* RAW DATA:
= = =

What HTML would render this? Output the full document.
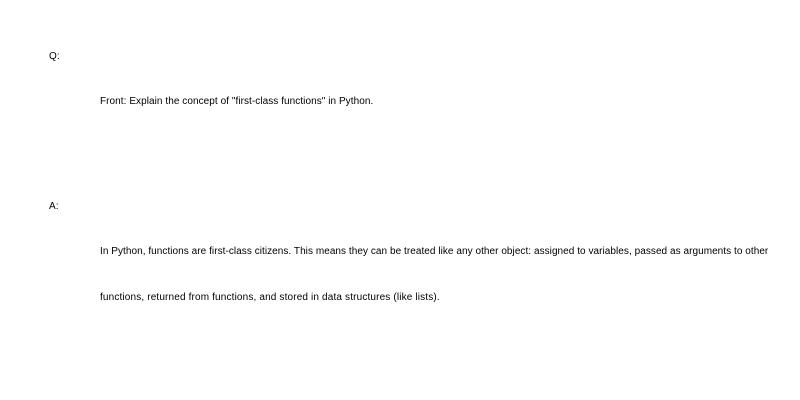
<!DOCTYPE html>
<html><head><style>
body{margin:0;width:800px;height:400px;background:#fff;font-family:"Liberation Sans",sans-serif;font-size:10px;color:#000;position:relative;overflow:hidden}
div{position:absolute;white-space:nowrap;line-height:12px;letter-spacing:0.06px}
</style></head><body>
<div style="left:49px;top:51px">Q:</div>
<div style="left:100px;top:96px">Front: Explain the concept of "first-class functions" in Python.</div>
<div style="left:49px;top:201px">A:</div>
<div style="left:100px;top:246px;letter-spacing:0.05px">In Python, functions are first-class citizens. This means they can be treated like any other object: assigned to variables, passed as arguments to other</div>
<div style="left:100px;top:292px;letter-spacing:0.15px">functions, returned from functions, and stored in data structures (like lists).</div>
</body></html>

= = =

Write out each line of the data exactly; the images should be left out.

What HTML would render this? Output the full document.
<!DOCTYPE html>
<html><head><style>
body{margin:0;width:800px;height:400px;background:#fff;font-family:"Liberation Sans",sans-serif;font-size:10px;color:#000;position:relative;overflow:hidden}
div{position:absolute;white-space:nowrap;line-height:12px;letter-spacing:0.06px}
</style></head><body>
<div style="left:49px;top:51px">Q:</div>
<div style="left:100px;top:96px">Front: Explain the concept of "first-class functions" in Python.</div>
<div style="left:49px;top:201px">A:</div>
<div style="left:100px;top:246px;letter-spacing:0.05px">In Python, functions are first-class citizens. This means they can be treated like any other object: assigned to variables, passed as arguments to other</div>
<div style="left:100px;top:292px;letter-spacing:0.15px">functions, returned from functions, and stored in data structures (like lists).</div>
</body></html>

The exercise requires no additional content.